A medida que mis hijos crecían, reflexionaba cada vez más sobre el fiat de María. Cómo su «sí» no terminaba con la concepción de Jesús, sino que se daba cada día. La maternidad es muy parecida. Las madres mueren a sí mismas para mantener a sus hijos. Cuando mis hijos lloran en mitad de la noche, me levanto de la cama para tranquilizarlos. Cuando necesitan ser abrazados durante una enfermedad, los dejo que se aferren a mí, aunque sé que en unos días me contagiaré de lo que ellos tengan.
María también dijo «sí» a esas cosas. María también tuvo que decir «sí» a la incertidumbre que conlleva criar hijos. Tuvo que confiar en Dios y en Su plan, muriendo a sus propias esperanzas y sueños para su Hijo. Después de todo, ¡lo amaba! Estoy segura de que soñaba con lo que Él sería de adulto. Yo también tengo que decir «sí» a lo que venga a mis hijos, esperando y confiando en que Dios los protegerá. No es tarea fácil.
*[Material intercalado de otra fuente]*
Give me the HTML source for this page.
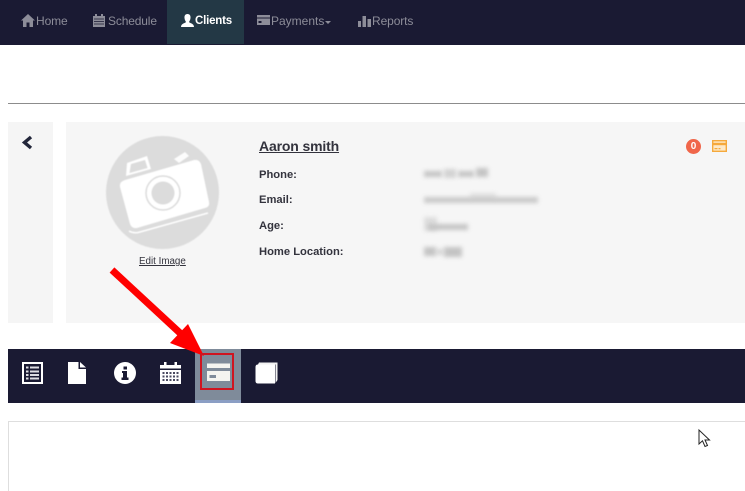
<!DOCTYPE html>
<html><head><meta charset="utf-8">
<style>
html,body{margin:0;padding:0;background:#fff}
body{width:745px;height:491px;position:relative;overflow:hidden;font-family:"Liberation Sans",sans-serif}
.a{position:absolute}
.nav{left:0;top:0;width:745px;height:45px;background:#1a1a33}
.t{position:absolute;top:14px;font-size:12px;line-height:15px;color:#8d8d99;white-space:nowrap}
.lb{position:absolute;left:259px;font-size:11.2px;line-height:14px;font-weight:bold;color:#33333d;white-space:nowrap}
.bl{position:absolute;background:#c4c4c4;filter:blur(2px)}
svg{position:absolute;overflow:visible}
</style></head><body>
<div class="a nav"></div>
<div class="a" style="left:167px;top:0;width:77px;height:44px;background:#233845"></div>

<svg style="left:21px;top:14px" width="14" height="13" viewBox="0 0 14 13"><path d="M7 0L0 6.500h2V13h3.500V8.500h3V13H12V6.500h2z" fill="#8d8d99"/></svg>
<div class="t" style="left:36px;letter-spacing:-.1px">Home</div>
<svg style="left:93px;top:14px" width="12" height="13" viewBox="0 0 12 13"><path d="M0 2h12v11H0z" fill="#8d8d99"/><path d="M2 0h2v3H2zM8 0h2v3H8z" fill="#8d8d99"/><path d="M1 5h10M1 7.500h10M1 10h10" stroke="#1a1a33" stroke-width=".7"/></svg>
<div class="t" style="left:108px;letter-spacing:-.15px">Schedule</div>
<svg style="left:181px;top:14px" width="13" height="13" viewBox="0 0 13 13"><path d="M6.500 0C9 0 9.700 2 9.500 4 9.300 6 8.500 7 8 8c1 1.300 5 1.500 5 5H0c0-3.500 4-3.700 5-5C4.500 7 3.700 6 3.500 4 3.300 2 4 0 6.500 0z" fill="#fff"/></svg>
<div class="t" style="left:195px;top:14px;color:#fff;font-weight:bold;font-size:11.500px;letter-spacing:-.2px">Clients</div>
<svg style="left:257px;top:15px" width="13" height="10" viewBox="0 0 13 10"><path d="M0 0h13v10H0z" fill="#8d8d99"/><path d="M0 2.500h13v1H0z" fill="#1a1a33"/><path d="M1.500 6h3v2h-3z" fill="#1a1a33"/></svg>
<div class="t" style="left:271px">Payments</div>
<div class="a" style="left:325px;top:21px;width:0;height:0;border:3px solid transparent;border-top-color:#8d8d99"></div>
<svg style="left:358px;top:16px" width="13" height="11" viewBox="0 0 13 11"><path d="M0 5h3v6H0zM4.500 0h3.500v11H4.500zM9.500 3H13v8H9.500z" fill="#8d8d99"/></svg>
<div class="t" style="left:372px;letter-spacing:-.1px">Reports</div>

<div class="a" style="left:8px;top:103px;width:737px;height:1px;background:#8c8c8c"></div>
<div class="a" style="left:8px;top:122px;width:45px;height:201px;background:#f5f5f5"></div>
<div class="a" style="left:66px;top:122px;width:679px;height:201px;background:#f6f6f6"></div>
<svg style="left:21px;top:135px" width="12" height="15" viewBox="0 0 12 15"><path d="M10 2L3.500 7.500l6.500 5.500" fill="none" stroke="#22263a" stroke-width="3.400"/></svg>

<svg style="left:106px;top:136px;filter:blur(.5px)" width="113" height="113" viewBox="0 0 113 113">
<circle cx="56.500" cy="56.500" r="56.500" fill="#dcdcdc"/>
<path d="M19 44L88 24Q93 23 95 28L103 66Q104 71 99 72L31 92Q26 93 24 88L14 51Q13 46 19 44z" fill="#fff"/>
<path d="M23 95Q28 98 34 96L102 77" fill="none" stroke="#fff" stroke-width="1.500"/>
<path d="M21 27L41 20 45 33 20 40z" fill="#fff"/><path d="M25 28L39 24 41.500 32 23.500 37z" fill="#dcdcdc"/>
<path d="M68 23L79 16 83 20 73 27z" fill="#fff" opacity=".9"/>
<circle cx="57" cy="57" r="17" fill="none" stroke="#dcdcdc" stroke-width="1.500"/>
<circle cx="57" cy="57" r="11.500" fill="#dcdcdc"/>
</svg>
<div class="a" style="left:139px;top:256px;font-size:9.800px;line-height:12px;color:#33333d;text-decoration:underline;white-space:nowrap">Edit Image</div>

<div class="a" style="left:259px;top:138px;font-size:14px;line-height:16px;font-weight:bold;color:#33333d;text-decoration:underline;white-space:nowrap;letter-spacing:-.15px">Aaron smith</div>
<div class="lb" style="top:168px">Phone:</div>
<div class="lb" style="top:193px">Email:</div>
<div class="lb" style="top:219px">Age:</div>
<div class="lb" style="top:245px">Home Location:</div>

<div class="bl" style="left:424px;top:171px;width:18px;height:6px"></div>
<div class="bl" style="left:444px;top:169px;width:12px;height:9px;opacity:.7"></div>
<div class="bl" style="left:458px;top:171px;width:16px;height:6px"></div>
<div class="bl" style="left:476px;top:168px;width:12px;height:9px"></div>
<div class="bl" style="left:424px;top:197px;width:114px;height:6px;opacity:.9"></div>
<div class="bl" style="left:470px;top:193px;width:26px;height:6px;opacity:.4"></div>
<div class="bl" style="left:424px;top:217px;width:13px;height:14px;opacity:.5"></div>
<div class="bl" style="left:428px;top:224px;width:40px;height:6px"></div>
<div class="bl" style="left:424px;top:247px;width:12px;height:9px"></div>
<div class="bl" style="left:436px;top:249px;width:8px;height:6px;opacity:.6"></div>
<div class="bl" style="left:444px;top:247px;width:18px;height:10px"></div>

<div class="a" style="left:686px;top:139px;width:15px;height:15px;border-radius:50%;background:#f0664a;color:#fff;font-size:10px;font-weight:bold;line-height:15px;text-align:center">0</div>
<svg style="left:712px;top:140px" width="15" height="12" viewBox="0 0 15 12"><rect x=".7" y=".7" width="13.600" height="10.600" fill="#fde9c8" stroke="#f5a93c" stroke-width="1.400"/><path d="M1 2.800h13v2.400H1z" fill="#f5a93c"/><path d="M2.500 8h3v1.200h-3zM6.500 8h2v1.200h-2z" fill="#f5a93c"/></svg>

<div class="a" style="left:8px;top:349px;width:737px;height:54px;background:#1a1a33"></div>
<div class="a" style="left:195px;top:349px;width:46px;height:54px;background:#7f8b9a"></div>
<div class="a" style="left:195px;top:400px;width:46px;height:3px;background:#8b9ec4"></div>

<svg style="left:22px;top:362px" width="21" height="22" viewBox="0 0 21 22"><path d="M0 0h21v22H0z" fill="#fff"/><path d="M2 2h17v18H2z" fill="#1a1a33"/><path d="M4 4.500h2.500v2H4zM8 4.500h9v2H8zM4 8.500h2.500v2H4zM8 8.500h9v2H8zM4 12h2.500v2H4zM8 12h9v2H8zM4 15.500h2.500v2H4zM8 15.500h9v2H8z" fill="#dcdce2"/></svg>
<svg style="left:68px;top:362px" width="18" height="22" viewBox="0 0 18 22"><path d="M0 0h10.500v7H18v15H0zM12 0l6 5.500h-6z" fill="#fff"/></svg>
<svg style="left:114px;top:362px" width="22" height="22" viewBox="0 0 22 22"><circle cx="11" cy="11" r="11" fill="#fff"/><path d="M9.500 4.500h3.500v3H9.500zM8 9h5v6.500h1.500V18h-7v-2.500H9v-4.500H8z" fill="#1a1a33"/></svg>
<svg style="left:160px;top:362px" width="21" height="22" viewBox="0 0 21 22"><path d="M0 3h21v19H0z" fill="#fff"/><path d="M4 0h2.500v4H4zM14.500 0H17v4h-2.500z" fill="#fff"/><path d="M0 6.500h21v1.500H0z" fill="#1a1a33"/><path d="M2.500 10h2v2h-2zM6 10h2v2H6zM9.500 10h2v2h-2zM13 10h2v2h-2zM16.500 10h2v2h-2zM2.500 13.500h2v2h-2zM6 13.500h2v2H6zM9.500 13.500h2v2h-2zM13 13.500h2v2h-2zM16.500 13.500h2v2h-2zM2.500 17h2v2h-2zM6 17h2v2H6zM9.500 17h2v2h-2zM13 17h2v2h-2zM16.500 17h2v2h-2z" fill="#4a4a60"/></svg>
<svg style="left:207px;top:363px" width="23" height="18" viewBox="0 0 23 18"><path d="M0 .5h23v4.500H0zM0 8h23v10H0z" fill="#f4f4f0"/><path d="M2.500 12h6.500v3H2.500z" fill="#7f8b9a"/></svg>
<svg style="left:255px;top:362px" width="23" height="22" viewBox="0 0 23 22"><path d="M4 0.500H22.500V18L20.500 21V2.500H3z" fill="#f2f2f2"/><path d="M3 2.500h17v19H3Q.5 21.500.5 19V5Q.5 2.500 3 2.500z" fill="#fff"/></svg>

<svg style="left:100px;top:260px" width="120" height="110" viewBox="0 0 120 110"><path d="M12 10L80 73" stroke="#f00" stroke-width="7" fill="none"/><path d="M88 64L104 96 70 83z" fill="#f00"/></svg>
<div class="a" style="left:200px;top:353px;width:30px;height:33px;border:2.500px solid #cf1420"></div>

<div class="a" style="left:8px;top:421px;width:737px;height:70px;border:1px solid #dedede;border-right:0;border-bottom:0;box-sizing:border-box"></div>
<svg style="left:698px;top:429px" width="13" height="19" viewBox="0 0 13 19"><path d="M1 1V15L4.500 11.800 7 17.500 9.500 16.500 7 11H11.500z" fill="#fff" stroke="#222" stroke-width="1"/></svg>
</body></html>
También empecé a comprender su dolor y sufrimiento al ver a su Hijo clavado en la cruz. Cómo vio a su hijo exhalar su último aliento. Cómo lo sostuvo en sus brazos después de su muerte. Los mismos brazos que lo alzaban cuando jugaba, o lo abrazaban cuando lloraba, o lo sostenían mientras lo amamantaba. Estaba y sigo asombrada de que fuera tan fuerte como para hacer frente a esas cosas. Sin duda, era una mujer a la que quería imitar y de la que quería aprender. Quería aprender a ser tan valiente, tan confiada, tan cariñosa. Quería amar y servir a Dios como ella lo hacía, con toda su vida. Por eso nosotros, como católicos, estamos llamados a tener devoción a María. Ella nos sirve de ejemplo de lo que estamos llamados a ser y, al hacerlo, nos remite a su Hijo. La persona por la que ella hacia todo. Su vida y su fiat reflejan cómo debemos vivir nuestra fe y nuestras vocaciones. Debemos llevar a Cristo al mundo a nuestra manera. Cuando se trata de la maternidad, esto es literal. Debemos llevar la luz de Cristo a nuestros hogares y enseñarlo a nuestros hijos. Sí, a través de nuestras palabras, pero también a través de nuestras acciones. A través de las gracias que María poseía.
La devoción a María es, de hecho, devoción a Cristo. María amaba tanto a Dios que estaba dispuesta a sacrificar todo lo que sabía, todo lo que esperaba, para llevar a cabo Su plan. Ella quiere que lo conozcamos tan íntimamente como ella. Cuando nos arrodillamos a sus pies, nos arrodillamos con ella, con los brazos entrelazados, su manto cubriéndonos a ambos.